More random stuff …

So, this post is mainly for the people who took the Math697SC course, Computational methods for stochastic systems this semester from the maths department at UMass, but then I thought the info might be of interest to more people than that, so instead of writing an email, I wrote everything directly here. We talked about a couple of things during my presentation and I thought that I would make all that accessible.

Matlab + GPUs

As we said in class, it’s perfectly possible to run GPU accelerated code directly from Matlab by using a couple of special functions. Those functions depend on toolbox you are using. Two commercial packages are : Mathworks Parallel Computing Toolbox (or PCT) and Jacket from Accelereyes. The PCT has the advantage that it also allows for multicore computation as well, while Jacket seems to have better performance. Here’s an old benchmark in the  Accelereyes forum & something that I did a few years ago.
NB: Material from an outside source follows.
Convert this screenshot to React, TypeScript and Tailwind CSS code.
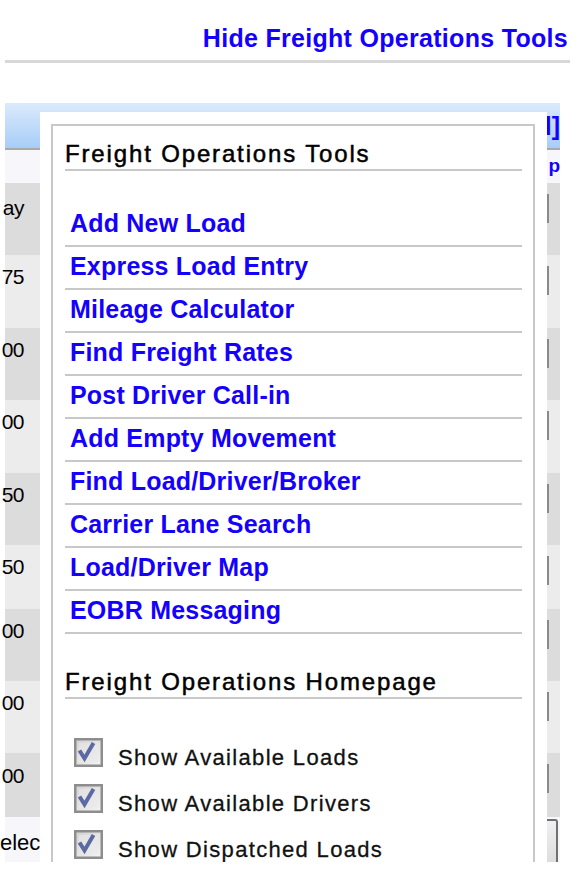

There’s also a free, open-source package called GPUmat. I have zero experience with that. If you try it, please let me know how it does in terms of performance.

Animation

Did you like the animation I showed in class? Those are really easy to do with processing, one of my favourite tools. Processing started as a project by Ben Fry and Casey Reas at the MIT media lab during 2001, but now has evolved way beyond that. The syntax follows the rules of Java (as processing is based on Java) but with an emphasis on visualization and animation. Programs in processing are called sketches and, by clicking a button, you can then turn them to standalone applications that can run either locally or through a website. For example, you can play with the animation I showed in class here.
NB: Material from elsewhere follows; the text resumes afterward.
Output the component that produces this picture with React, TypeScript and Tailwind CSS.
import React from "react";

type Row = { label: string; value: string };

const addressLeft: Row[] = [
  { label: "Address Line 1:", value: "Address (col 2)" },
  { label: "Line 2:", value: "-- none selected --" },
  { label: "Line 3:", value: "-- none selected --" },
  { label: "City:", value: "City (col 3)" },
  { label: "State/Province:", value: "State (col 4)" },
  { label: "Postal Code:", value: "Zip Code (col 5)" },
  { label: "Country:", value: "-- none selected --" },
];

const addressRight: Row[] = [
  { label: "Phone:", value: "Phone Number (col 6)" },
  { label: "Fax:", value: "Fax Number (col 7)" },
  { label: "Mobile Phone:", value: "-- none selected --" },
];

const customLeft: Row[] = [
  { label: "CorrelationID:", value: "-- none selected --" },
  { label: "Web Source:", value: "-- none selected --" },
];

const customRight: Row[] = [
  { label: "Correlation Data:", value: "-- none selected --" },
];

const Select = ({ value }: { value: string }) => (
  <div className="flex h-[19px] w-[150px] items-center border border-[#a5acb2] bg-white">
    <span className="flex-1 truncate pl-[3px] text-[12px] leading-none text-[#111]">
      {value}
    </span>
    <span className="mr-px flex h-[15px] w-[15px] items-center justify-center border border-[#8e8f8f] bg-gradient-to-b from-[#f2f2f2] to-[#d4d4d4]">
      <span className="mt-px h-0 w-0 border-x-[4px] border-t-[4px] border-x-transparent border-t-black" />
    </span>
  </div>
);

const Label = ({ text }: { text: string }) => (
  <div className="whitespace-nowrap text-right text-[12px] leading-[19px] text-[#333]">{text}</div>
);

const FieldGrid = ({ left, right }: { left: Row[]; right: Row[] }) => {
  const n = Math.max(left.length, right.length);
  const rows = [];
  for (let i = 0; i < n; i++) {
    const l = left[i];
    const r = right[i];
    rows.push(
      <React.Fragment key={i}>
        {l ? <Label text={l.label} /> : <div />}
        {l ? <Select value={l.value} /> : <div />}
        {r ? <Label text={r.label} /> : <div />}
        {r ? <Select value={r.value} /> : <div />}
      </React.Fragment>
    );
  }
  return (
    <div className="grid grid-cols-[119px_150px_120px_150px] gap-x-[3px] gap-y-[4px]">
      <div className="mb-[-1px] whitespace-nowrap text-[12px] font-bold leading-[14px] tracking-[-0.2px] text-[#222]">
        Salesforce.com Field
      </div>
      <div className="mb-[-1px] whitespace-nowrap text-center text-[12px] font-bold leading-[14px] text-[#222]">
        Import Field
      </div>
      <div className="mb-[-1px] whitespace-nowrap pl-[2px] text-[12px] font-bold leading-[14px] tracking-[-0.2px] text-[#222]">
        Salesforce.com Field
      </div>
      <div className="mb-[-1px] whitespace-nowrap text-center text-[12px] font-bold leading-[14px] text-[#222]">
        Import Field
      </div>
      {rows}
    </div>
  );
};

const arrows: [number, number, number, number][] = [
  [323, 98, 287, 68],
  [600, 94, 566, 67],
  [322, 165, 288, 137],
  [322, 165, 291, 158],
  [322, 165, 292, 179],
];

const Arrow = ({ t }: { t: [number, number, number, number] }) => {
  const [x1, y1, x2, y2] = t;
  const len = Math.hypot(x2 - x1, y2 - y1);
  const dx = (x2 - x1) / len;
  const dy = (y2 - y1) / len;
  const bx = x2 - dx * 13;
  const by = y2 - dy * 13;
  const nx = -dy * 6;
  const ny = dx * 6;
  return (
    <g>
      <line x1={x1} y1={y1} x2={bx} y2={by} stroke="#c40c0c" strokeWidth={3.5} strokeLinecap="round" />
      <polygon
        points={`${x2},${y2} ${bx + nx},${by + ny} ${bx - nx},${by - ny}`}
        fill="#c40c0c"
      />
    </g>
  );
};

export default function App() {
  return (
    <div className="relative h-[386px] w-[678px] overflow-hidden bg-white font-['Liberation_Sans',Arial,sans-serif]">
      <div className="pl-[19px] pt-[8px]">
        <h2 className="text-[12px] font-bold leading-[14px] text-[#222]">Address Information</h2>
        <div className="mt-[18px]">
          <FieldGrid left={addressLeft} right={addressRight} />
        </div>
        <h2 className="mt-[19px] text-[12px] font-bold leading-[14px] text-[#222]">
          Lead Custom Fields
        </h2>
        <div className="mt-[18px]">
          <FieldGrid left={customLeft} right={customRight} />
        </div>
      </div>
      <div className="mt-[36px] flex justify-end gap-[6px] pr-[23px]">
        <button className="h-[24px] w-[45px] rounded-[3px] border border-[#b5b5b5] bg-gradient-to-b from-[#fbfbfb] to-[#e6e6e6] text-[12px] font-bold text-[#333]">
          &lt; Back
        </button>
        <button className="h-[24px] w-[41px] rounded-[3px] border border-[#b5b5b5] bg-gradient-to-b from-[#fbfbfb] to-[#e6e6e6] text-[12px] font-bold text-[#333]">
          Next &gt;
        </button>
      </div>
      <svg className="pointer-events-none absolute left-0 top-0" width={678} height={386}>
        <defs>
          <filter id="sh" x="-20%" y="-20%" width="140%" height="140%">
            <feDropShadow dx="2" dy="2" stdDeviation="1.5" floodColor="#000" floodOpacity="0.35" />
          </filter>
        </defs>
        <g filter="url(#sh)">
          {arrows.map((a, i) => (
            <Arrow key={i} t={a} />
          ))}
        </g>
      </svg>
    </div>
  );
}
Visualization in general … 

So, I’m sure that you agree that visualization is a very important concept in the applied sciences. You may also have found yourself often thinking about how you could visualize something better but the tools that you have only give you the ability to do graphs and pie charts.  If you indeed think like that, then this next idea may interest you.
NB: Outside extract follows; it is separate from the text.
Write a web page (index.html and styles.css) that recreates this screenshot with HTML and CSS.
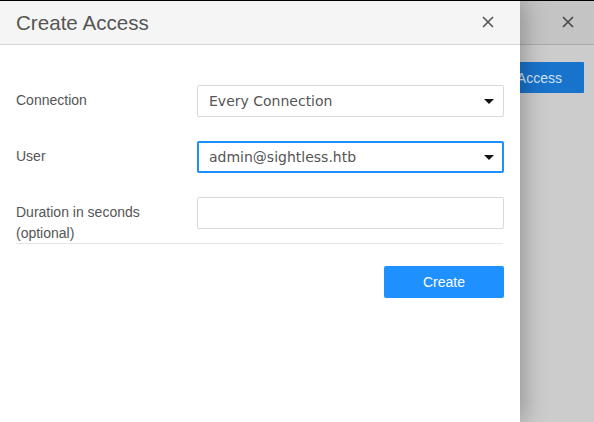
FILE: index.html
```html
<!DOCTYPE html>
<html>
<head>
<meta charset="utf-8">
<link rel="stylesheet" href="styles.css">
</head>
<body>
<div class="topbar"></div>
<div class="stage">
  <div class="back">
    <div class="back-header">
      <span class="close back-close"><svg width="12" height="12" viewBox="0 0 12 12"><path d="M1 1L11 11M11 1L1 11" stroke="#474747" stroke-width="1.6"/></svg></span>
    </div>
    <div class="back-body">
      <span class="back-btn">Create Access</span>
    </div>
  </div>
  <div class="dialog">
    <div class="dialog-header">
      <h1 class="title">Create Access</h1>
      <span class="close"><svg width="12" height="12" viewBox="0 0 12 12"><path d="M1 1L11 11M11 1L1 11" stroke="#555" stroke-width="1.6"/></svg></span>
    </div>
    <div class="dialog-body">
      <div class="row">
        <label class="label">Connection</label>
        <div class="field select"><span>Every Connection</span><i class="caret"></i></div>
      </div>
      <div class="row">
        <label class="label">User</label>
        <div class="field select focused"><span>admin@sightless.htb</span><i class="caret"></i></div>
      </div>
      <div class="row">
        <label class="label">Duration in seconds<br>(optional)</label>
        <div class="field"></div>
      </div>
      <div class="divider"></div>
      <div class="actions">
        <button class="btn">Create</button>
      </div>
    </div>
  </div>
</div>
</body>
</html>
```

FILE: styles.css
```css
html, body {
  margin: 0;
  padding: 0;
  height: 100%;
  overflow: hidden;
}
body {
  font-family: "Liberation Sans", Arial, sans-serif;
  background: #cccccc;
}
.topbar {
  height: 1px;
  background: #000;
}
.stage {
  position: relative;
  height: 421px;
}
.back {
  height: 100%;
  background: #cccccc;
}
.back-header {
  height: 43px;
  background: #c4c4c4;
  border-bottom: 1px solid #a9a9a9;
  display: flex;
  justify-content: flex-end;
  align-items: center;
  padding-right: 20px;
}
.back-close {
  display: flex;
}
.back-body {
  display: flex;
  justify-content: flex-end;
  padding: 17px 10px 0 0;
}
.back-btn {
  display: flex;
  align-items: center;
  justify-content: flex-end;
  height: 31px;
  padding: 0 22px 0 16px;
  background: #1873cc;
  color: #d2e3f3;
  font-size: 14px;
  border-radius: 1px;
}
.dialog {
  position: absolute;
  left: 0;
  top: 0;
  bottom: 0;
  width: 520px;
  background: #fff;
  box-shadow: 4px 0 22px rgba(0, 0, 0, 0.28);
}
.dialog-header {
  height: 43px;
  background: #f5f5f5;
  border-bottom: 1px solid #d6d6d6;
  display: flex;
  align-items: center;
  justify-content: space-between;
  padding: 0 26px 0 16px;
}
.title {
  margin: 0;
  font-weight: normal;
  font-size: 20.6px;
  color: #555;
}
.close {
  display: flex;
  margin-top: -2px;
}
.dialog-body {
  padding: 40px 16px 0 16px;
}
.row {
  display: flex;
  align-items: flex-start;
  height: 56px;
}
.label {
  width: 181px;
  font-size: 14px;
  line-height: 21px;
  color: #555;
  padding-top: 5px;
}
.field {
  box-sizing: border-box;
  width: 307px;
  height: 32px;
  border: 1px solid #d9d9d9;
  border-radius: 2px;
  background: #fff;
}
.select {
  display: flex;
  align-items: center;
  justify-content: space-between;
  padding: 0 9px 0 11px;
  font-family: "DejaVu Sans", sans-serif;
  font-size: 14px;
  color: #555;
}
.select.focused {
  border: 2px solid #1e8fff;
  padding: 0 8px 0 10px;
}
.caret {
  width: 0;
  height: 0;
  border-left: 5px solid transparent;
  border-right: 5px solid transparent;
  border-top: 5px solid #111;
  margin-right: 0;
}
.divider {
  margin-top: -10px;
  height: 1px;
  background: #e6e6e6;
  width: 487px;
}
.actions {
  display: flex;
  justify-content: flex-end;
  width: 488px;
  padding-top: 22px;
}
.btn {
  width: 120px;
  height: 32px;
  border: none;
  border-radius: 2px;
  background: #1e90ff;
  color: #fff;
  font-family: "Liberation Sans", Arial, sans-serif;
  font-size: 14px;
  padding: 0;
}
```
I wanted for a long time to work more in understanding how to visualize things in new ways. So, I thought that we could have like a mini-seminar in the department between the people who would like to use processing for scientific visualization. We would start with processing basics & advanced stuff (for which we wouldn’t need to meet, an email list/mini-forum would suffice). That wouldn’t take a lot of time for someone with experience in programming. Then we could work together on a book on visualization like this one  (ask me about it) & see what other people have done. I know that we will have a lot of classes and stuff but I think that this would be something cool to do! Just something to keep in mind for next semester.